### Aim of the exercise
Emit the data below verbatim, stripping out any pictures.

═════ Data extract

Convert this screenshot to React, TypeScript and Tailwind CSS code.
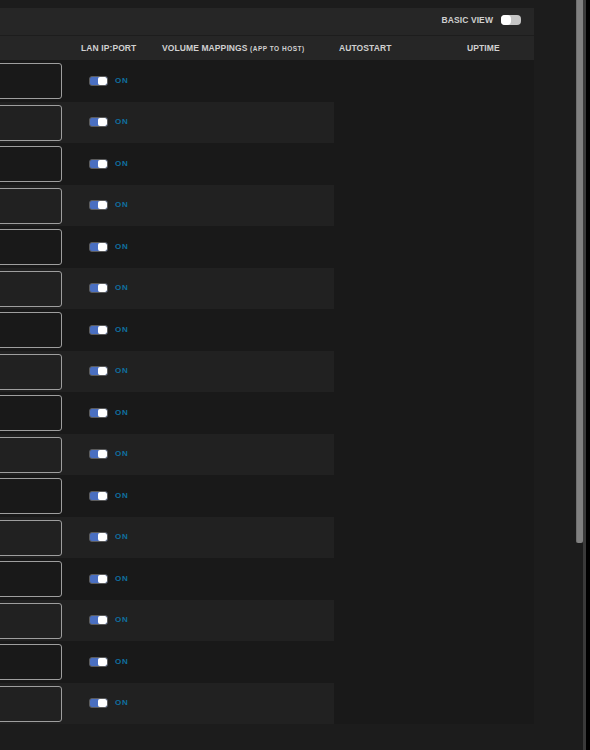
import React from "react";

const font = { fontFamily: '"Liberation Sans", Arial, sans-serif' };

const rows = Array.from({ length: 16 }, (_, i) => i);

function OnSwitch() {
  return (
    <div className="flex items-center">
      <div className="flex h-[10px] w-[19px] justify-end overflow-hidden rounded-[3px] border border-[#5c5c5c] bg-[#4a6fc1]">
        <div className="h-full w-[9px] rounded-[2px] bg-white" />
      </div>
      <span className="ml-[7px] text-[8px] font-bold tracking-[0.8px] text-[#0f6fa0]">ON</span>
    </div>
  );
}

function ContainerRow({ index }: { index: number }) {
  const shaded = index % 2 === 1;

  return (
    <div className="flex h-[41.5px]">
      <div className={`flex w-[334px] ${shaded ? "bg-[#212121]" : "bg-[#191919]"}`}>
        {/* name cell, mostly scrolled off to the left */}
        <div className="flex w-[62px] justify-end overflow-hidden pt-[3px]">
          <div className="h-[36px] w-[120px] shrink-0 rounded-[3px] border border-[#9e9e9e]" />
        </div>
        <div className="flex items-center pl-[27px]">
          <OnSwitch />
        </div>
      </div>
      <div className="w-[200px] bg-[#191919]" />
    </div>
  );
}

export default function App() {
  return (
    <div className="flex h-[750px] w-[590px] overflow-hidden bg-[#1c1c1c]" style={font}>
      <div className="w-[576px] pt-2">
        <div className="w-[534px]">
          <div className="flex h-[27px] items-center justify-end bg-[#262626] pb-[3px] pr-[13px]">
            <span className="text-[8.5px] font-bold tracking-[0.1px] text-[#cfcfcf]">BASIC VIEW</span>
            <div className="ml-[8px] flex h-[10px] w-[20px] rounded-[4px] bg-[#c4c4c4]">
              <div className="h-full w-[10px] rounded-[4px] bg-white" />
            </div>
          </div>
          <div className="h-px bg-[#1d1d1d]" />
          <div className="flex h-[24px] items-center bg-[#262626] text-[8.5px] font-bold tracking-[0.1px] text-[#d0d0d0]">
            <span className="ml-[81px] w-[81px]">LAN IP:PORT</span>
            <span className="w-[177px]">
              VOLUME MAPPINGS{" "}
              <span className="text-[6.5px] tracking-[0.5px]">(APP TO HOST)</span>
            </span>
            <span className="w-[128px]">AUTOSTART</span>
            <span>UPTIME</span>
          </div>
          {rows.map((i) => (
            <ContainerRow key={i} index={i} />
          ))}
        </div>
      </div>
      {/* page scrollbar */}
      <div className="flex w-[14px]">
        <div className="w-[7px]">
          <div className="h-[543px] rounded-b-[2px] border-l border-[#6e6e6e] bg-[#808080]" />
        </div>
        <div className="w-[3px] bg-[#3a3a3a]" />
        <div className="w-[4px] bg-black" />
      </div>
    </div>
  );
}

══════════

### Solution to the exercise
Convert this screenshot to React, TypeScript and Tailwind CSS code.
import React from "react";

const font = { fontFamily: '"Liberation Sans", Arial, sans-serif' };

const rows = Array.from({ length: 16 }, (_, i) => i);

function OnSwitch() {
  return (
    <div className="flex items-center">
      <div className="flex h-[10px] w-[19px] justify-end overflow-hidden rounded-[3px] border border-[#5c5c5c] bg-[#4a6fc1]">
        <div className="h-full w-[9px] rounded-[2px] bg-white" />
      </div>
      <span className="ml-[7px] text-[8px] font-bold tracking-[0.8px] text-[#0f6fa0]">ON</span>
    </div>
  );
}

function ContainerRow({ index }: { index: number }) {
  const shaded = index % 2 === 1;

  return (
    <div className="flex h-[41.5px]">
      <div className={`flex w-[334px] ${shaded ? "bg-[#212121]" : "bg-[#191919]"}`}>
        {/* name cell, mostly scrolled off to the left */}
        <div className="flex w-[62px] justify-end overflow-hidden pt-[3px]">
          <div className="h-[36px] w-[120px] shrink-0 rounded-[3px] border border-[#9e9e9e]" />
        </div>
        <div className="flex items-center pl-[27px]">
          <OnSwitch />
        </div>
      </div>
      <div className="w-[200px] bg-[#191919]" />
    </div>
  );
}

export default function App() {
  return (
    <div className="flex h-[750px] w-[590px] overflow-hidden bg-[#1c1c1c]" style={font}>
      <div className="w-[576px] pt-2">
        <div className="w-[534px]">
          <div className="flex h-[27px] items-center justify-end bg-[#262626] pb-[3px] pr-[13px]">
            <span className="text-[8.5px] font-bold tracking-[0.1px] text-[#cfcfcf]">BASIC VIEW</span>
            <div className="ml-[8px] flex h-[10px] w-[20px] rounded-[4px] bg-[#c4c4c4]">
              <div className="h-full w-[10px] rounded-[4px] bg-white" />
            </div>
          </div>
          <div className="h-px bg-[#1d1d1d]" />
          <div className="flex h-[24px] items-center bg-[#262626] text-[8.5px] font-bold tracking-[0.1px] text-[#d0d0d0]">
            <span className="ml-[81px] w-[81px]">LAN IP:PORT</span>
            <span className="w-[177px]">
              VOLUME MAPPINGS{" "}
              <span className="text-[6.5px] tracking-[0.5px]">(APP TO HOST)</span>
            </span>
            <span className="w-[128px]">AUTOSTART</span>
            <span>UPTIME</span>
          </div>
          {rows.map((i) => (
            <ContainerRow key={i} index={i} />
          ))}
        </div>
      </div>
      {/* page scrollbar */}
      <div className="flex w-[14px]">
        <div className="w-[7px]">
          <div className="h-[543px] rounded-b-[2px] border-l border-[#6e6e6e] bg-[#808080]" />
        </div>
        <div className="w-[3px] bg-[#3a3a3a]" />
        <div className="w-[4px] bg-black" />
      </div>
    </div>
  );
}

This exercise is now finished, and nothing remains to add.